* START *

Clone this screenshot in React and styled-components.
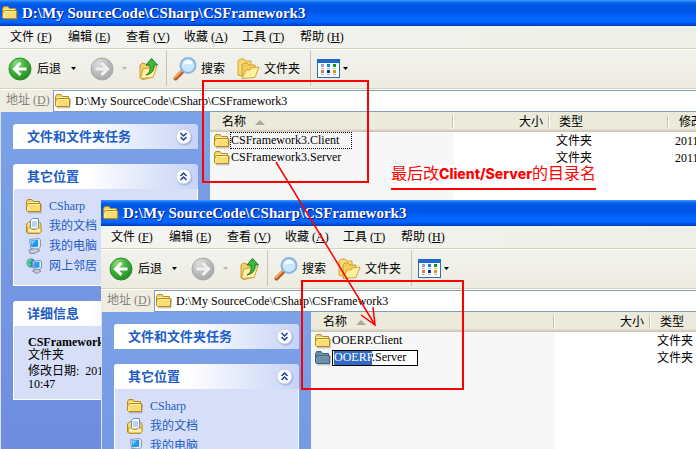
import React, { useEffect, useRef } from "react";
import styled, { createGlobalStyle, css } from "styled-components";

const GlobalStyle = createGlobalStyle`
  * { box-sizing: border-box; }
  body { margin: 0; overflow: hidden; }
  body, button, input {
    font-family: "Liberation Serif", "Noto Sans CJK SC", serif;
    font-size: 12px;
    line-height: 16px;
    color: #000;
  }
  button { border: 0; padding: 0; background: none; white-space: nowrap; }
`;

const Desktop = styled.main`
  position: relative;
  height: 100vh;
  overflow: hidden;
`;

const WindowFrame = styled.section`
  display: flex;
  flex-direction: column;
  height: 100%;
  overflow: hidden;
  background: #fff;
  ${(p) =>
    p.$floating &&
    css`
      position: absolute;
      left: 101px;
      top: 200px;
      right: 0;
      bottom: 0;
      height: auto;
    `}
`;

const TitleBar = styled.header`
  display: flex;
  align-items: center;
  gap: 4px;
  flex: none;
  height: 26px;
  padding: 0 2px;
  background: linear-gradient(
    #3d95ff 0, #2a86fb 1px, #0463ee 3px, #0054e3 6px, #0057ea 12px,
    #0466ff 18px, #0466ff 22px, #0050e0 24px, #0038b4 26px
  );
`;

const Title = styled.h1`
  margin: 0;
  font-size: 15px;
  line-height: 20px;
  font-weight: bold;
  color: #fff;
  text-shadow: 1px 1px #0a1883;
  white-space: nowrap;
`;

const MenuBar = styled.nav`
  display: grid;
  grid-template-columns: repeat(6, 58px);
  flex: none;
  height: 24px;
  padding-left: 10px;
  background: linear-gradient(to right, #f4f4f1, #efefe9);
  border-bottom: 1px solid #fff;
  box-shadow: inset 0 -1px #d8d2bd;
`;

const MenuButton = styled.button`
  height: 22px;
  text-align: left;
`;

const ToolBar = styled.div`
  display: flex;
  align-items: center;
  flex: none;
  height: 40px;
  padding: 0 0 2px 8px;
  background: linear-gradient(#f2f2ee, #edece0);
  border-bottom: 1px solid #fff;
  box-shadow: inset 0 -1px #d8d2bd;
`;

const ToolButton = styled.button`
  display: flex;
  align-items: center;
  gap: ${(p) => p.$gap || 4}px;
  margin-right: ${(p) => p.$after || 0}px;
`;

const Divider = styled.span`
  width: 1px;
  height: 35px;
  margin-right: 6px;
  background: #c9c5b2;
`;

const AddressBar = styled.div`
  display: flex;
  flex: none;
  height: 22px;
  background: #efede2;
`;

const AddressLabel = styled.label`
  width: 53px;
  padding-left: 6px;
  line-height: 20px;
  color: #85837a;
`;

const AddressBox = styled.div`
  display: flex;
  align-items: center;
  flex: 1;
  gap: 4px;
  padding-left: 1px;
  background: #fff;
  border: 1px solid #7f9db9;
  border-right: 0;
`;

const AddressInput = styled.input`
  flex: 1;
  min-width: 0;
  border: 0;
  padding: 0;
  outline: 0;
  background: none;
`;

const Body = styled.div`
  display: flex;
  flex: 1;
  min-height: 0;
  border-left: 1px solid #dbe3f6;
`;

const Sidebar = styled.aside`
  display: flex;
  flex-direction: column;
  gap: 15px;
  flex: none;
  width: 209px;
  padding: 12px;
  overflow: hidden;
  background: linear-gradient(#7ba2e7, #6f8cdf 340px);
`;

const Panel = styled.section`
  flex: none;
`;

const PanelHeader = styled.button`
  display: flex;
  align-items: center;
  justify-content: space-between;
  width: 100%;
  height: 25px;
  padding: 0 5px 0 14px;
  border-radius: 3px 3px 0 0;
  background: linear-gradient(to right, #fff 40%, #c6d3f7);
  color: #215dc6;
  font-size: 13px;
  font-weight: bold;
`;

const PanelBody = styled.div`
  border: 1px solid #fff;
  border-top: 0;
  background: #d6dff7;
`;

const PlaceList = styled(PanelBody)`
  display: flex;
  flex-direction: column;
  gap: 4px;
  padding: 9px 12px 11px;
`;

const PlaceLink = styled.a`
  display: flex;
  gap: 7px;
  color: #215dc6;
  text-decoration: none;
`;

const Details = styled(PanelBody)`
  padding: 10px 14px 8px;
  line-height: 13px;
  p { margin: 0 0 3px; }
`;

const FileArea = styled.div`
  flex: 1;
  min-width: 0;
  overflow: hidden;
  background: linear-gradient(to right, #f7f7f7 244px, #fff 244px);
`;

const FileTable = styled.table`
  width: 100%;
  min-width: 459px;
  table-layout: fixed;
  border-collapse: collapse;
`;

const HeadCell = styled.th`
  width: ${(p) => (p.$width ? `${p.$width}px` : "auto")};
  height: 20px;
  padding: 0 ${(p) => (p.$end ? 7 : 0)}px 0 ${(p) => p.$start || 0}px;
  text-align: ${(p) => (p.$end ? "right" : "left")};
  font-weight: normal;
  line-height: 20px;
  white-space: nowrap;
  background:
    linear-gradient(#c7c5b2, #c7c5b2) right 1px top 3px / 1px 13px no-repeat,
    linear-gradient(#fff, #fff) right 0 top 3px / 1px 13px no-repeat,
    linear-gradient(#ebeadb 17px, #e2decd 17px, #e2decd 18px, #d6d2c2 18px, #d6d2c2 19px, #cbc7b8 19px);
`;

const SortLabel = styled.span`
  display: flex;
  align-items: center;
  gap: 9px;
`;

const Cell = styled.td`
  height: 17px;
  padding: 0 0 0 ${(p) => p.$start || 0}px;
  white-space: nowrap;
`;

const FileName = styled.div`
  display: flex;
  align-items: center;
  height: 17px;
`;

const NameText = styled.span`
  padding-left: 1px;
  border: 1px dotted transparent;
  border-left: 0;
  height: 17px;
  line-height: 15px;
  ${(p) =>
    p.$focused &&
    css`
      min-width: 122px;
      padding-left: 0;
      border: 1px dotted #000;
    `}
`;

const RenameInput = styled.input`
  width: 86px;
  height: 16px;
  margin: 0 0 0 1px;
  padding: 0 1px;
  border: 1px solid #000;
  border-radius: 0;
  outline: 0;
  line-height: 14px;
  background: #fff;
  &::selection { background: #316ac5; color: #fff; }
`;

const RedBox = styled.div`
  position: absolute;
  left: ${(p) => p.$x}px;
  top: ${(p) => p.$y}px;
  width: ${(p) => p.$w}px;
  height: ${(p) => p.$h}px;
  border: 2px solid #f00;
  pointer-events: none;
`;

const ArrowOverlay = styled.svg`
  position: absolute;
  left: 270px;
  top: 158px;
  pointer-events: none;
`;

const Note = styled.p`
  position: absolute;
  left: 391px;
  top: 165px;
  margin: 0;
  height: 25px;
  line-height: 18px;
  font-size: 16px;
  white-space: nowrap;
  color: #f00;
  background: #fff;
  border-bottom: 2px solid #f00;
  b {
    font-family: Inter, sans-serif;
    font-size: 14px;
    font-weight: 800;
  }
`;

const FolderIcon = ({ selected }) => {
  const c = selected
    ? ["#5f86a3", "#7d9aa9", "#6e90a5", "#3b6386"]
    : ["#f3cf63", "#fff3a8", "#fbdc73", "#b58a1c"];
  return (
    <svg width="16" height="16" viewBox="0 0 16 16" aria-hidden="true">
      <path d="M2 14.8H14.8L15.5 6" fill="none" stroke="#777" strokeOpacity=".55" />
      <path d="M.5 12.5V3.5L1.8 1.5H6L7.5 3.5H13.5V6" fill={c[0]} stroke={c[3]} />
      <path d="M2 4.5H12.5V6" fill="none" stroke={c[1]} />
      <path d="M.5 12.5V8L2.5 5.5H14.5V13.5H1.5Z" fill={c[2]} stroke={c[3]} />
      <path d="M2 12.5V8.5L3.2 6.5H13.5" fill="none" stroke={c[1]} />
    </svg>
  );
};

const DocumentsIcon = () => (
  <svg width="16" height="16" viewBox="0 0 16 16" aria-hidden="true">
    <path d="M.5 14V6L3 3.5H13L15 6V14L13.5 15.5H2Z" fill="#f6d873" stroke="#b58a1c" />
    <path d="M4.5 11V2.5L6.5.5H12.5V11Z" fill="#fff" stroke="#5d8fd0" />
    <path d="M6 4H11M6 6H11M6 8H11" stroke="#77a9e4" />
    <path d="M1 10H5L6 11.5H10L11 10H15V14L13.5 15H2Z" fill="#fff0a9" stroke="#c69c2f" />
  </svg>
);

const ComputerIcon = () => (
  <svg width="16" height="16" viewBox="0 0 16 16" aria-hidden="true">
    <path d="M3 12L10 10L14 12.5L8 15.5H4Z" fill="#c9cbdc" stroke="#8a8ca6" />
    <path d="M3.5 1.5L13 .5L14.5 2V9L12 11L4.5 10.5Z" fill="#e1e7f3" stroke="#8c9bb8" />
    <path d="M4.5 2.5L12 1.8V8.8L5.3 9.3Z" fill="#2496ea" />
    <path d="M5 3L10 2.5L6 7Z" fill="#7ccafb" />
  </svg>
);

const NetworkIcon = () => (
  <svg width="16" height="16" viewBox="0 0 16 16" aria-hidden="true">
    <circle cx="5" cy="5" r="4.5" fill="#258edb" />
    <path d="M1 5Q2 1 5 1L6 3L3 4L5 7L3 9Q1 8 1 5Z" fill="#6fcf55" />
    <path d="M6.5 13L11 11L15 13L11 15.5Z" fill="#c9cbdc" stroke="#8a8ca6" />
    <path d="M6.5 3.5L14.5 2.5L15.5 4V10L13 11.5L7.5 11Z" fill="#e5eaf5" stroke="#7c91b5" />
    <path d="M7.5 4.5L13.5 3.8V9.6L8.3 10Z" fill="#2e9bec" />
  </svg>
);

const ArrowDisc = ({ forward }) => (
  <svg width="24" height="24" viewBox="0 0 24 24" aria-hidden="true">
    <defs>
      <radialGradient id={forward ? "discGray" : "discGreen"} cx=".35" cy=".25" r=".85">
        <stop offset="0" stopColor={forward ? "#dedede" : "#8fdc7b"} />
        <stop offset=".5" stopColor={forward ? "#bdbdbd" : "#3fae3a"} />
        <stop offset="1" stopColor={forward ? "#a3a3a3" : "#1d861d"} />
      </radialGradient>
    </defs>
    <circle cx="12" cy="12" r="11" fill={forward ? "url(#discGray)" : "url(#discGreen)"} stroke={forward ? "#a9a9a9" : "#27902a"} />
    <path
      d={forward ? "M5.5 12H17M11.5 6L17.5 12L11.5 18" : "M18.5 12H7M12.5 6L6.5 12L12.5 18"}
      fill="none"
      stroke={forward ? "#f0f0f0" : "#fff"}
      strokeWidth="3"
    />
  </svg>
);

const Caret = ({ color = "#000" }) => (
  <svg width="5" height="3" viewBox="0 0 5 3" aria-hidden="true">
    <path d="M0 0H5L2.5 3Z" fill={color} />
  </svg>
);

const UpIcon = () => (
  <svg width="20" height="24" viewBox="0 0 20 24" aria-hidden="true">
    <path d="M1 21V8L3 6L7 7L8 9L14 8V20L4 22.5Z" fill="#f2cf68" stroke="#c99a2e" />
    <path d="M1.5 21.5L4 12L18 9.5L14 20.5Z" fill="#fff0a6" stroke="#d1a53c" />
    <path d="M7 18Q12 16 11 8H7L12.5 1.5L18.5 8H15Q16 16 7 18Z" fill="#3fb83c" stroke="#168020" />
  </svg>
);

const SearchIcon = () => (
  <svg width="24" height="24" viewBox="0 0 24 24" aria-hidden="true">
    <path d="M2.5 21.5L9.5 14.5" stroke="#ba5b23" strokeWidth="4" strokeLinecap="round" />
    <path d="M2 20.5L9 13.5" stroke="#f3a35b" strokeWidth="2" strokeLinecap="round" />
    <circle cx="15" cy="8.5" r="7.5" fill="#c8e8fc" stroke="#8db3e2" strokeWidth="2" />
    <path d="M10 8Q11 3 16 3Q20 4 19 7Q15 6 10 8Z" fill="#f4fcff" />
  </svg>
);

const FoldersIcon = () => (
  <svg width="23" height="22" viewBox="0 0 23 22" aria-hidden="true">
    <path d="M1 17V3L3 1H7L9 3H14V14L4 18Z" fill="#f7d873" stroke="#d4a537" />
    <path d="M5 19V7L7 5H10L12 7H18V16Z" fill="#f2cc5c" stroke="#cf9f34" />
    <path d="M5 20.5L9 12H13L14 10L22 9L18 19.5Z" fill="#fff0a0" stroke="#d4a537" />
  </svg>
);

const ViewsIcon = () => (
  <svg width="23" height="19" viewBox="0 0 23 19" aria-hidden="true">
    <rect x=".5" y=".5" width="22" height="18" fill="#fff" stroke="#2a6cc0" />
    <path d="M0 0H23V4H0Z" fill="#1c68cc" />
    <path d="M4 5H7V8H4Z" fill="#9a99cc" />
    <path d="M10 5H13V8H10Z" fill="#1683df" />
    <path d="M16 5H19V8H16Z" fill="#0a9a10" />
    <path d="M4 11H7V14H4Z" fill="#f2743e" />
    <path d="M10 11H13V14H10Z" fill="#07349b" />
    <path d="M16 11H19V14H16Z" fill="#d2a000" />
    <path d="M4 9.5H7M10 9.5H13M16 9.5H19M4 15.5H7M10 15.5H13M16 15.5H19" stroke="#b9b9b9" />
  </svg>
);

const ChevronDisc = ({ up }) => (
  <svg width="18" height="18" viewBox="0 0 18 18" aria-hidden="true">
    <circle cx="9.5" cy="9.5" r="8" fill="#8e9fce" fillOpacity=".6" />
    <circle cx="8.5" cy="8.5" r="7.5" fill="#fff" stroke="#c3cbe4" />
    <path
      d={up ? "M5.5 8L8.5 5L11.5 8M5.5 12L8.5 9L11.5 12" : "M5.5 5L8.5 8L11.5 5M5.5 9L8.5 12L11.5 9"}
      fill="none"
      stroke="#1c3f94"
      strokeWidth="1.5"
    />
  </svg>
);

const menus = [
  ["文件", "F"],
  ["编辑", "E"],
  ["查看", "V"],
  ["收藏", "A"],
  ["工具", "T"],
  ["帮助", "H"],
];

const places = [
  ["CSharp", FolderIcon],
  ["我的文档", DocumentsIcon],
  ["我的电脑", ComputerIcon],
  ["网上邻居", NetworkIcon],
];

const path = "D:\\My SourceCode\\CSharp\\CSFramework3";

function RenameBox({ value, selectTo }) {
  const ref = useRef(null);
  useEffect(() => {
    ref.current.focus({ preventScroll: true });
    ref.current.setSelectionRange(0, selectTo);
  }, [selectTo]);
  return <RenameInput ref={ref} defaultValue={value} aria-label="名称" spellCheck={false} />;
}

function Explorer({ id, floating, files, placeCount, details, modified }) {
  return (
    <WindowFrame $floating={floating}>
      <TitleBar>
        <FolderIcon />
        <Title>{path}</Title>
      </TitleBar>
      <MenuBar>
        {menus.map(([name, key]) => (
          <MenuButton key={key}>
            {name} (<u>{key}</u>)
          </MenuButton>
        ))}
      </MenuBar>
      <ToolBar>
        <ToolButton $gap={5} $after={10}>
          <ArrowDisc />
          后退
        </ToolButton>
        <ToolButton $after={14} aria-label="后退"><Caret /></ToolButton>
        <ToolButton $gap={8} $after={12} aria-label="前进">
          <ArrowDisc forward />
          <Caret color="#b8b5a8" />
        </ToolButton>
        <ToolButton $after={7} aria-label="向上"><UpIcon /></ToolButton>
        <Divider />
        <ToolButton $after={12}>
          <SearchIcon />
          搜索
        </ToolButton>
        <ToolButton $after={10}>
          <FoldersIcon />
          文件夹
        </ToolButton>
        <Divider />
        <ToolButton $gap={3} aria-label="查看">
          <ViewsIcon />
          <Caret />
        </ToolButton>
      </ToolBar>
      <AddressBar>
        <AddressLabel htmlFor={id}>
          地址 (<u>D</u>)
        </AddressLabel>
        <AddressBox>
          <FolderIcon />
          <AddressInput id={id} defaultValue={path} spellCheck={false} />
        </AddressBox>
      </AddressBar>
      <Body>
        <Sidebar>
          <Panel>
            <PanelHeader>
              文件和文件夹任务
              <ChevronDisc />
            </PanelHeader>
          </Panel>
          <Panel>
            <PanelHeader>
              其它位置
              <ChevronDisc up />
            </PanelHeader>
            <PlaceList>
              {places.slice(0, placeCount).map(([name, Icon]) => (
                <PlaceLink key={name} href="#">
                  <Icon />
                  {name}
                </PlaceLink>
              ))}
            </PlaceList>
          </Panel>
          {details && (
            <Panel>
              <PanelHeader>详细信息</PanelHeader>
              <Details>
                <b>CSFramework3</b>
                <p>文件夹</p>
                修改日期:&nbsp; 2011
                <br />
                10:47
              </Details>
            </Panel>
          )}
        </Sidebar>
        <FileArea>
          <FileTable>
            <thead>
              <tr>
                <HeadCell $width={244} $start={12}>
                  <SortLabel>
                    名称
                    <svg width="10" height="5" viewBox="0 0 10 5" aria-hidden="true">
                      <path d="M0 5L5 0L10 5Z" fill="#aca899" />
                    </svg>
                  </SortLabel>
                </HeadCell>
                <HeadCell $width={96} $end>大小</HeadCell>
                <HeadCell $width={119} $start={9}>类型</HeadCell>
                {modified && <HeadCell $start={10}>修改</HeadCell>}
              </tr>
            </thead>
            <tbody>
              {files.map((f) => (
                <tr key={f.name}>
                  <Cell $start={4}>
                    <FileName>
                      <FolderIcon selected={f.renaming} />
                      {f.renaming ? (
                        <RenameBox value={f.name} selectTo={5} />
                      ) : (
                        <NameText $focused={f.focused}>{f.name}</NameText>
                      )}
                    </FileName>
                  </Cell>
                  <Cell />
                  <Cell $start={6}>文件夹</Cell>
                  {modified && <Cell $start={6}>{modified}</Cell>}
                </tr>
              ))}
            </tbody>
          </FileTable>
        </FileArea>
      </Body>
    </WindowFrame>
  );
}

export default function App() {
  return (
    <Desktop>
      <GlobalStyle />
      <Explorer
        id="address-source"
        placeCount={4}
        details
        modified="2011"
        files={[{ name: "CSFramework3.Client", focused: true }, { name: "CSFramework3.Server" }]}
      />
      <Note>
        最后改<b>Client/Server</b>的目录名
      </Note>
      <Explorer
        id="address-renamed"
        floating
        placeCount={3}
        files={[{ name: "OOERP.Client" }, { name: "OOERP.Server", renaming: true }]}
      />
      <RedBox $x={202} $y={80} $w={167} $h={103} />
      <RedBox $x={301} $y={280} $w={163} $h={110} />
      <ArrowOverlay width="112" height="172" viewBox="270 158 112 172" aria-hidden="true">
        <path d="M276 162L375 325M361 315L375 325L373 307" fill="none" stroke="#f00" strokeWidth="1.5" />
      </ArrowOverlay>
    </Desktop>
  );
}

* END *

**Task directions:** Pull out each line holding the string "components".

**Output of the exercise:**
Clone this screenshot in React and styled-components.
import styled, { createGlobalStyle, css } from "styled-components";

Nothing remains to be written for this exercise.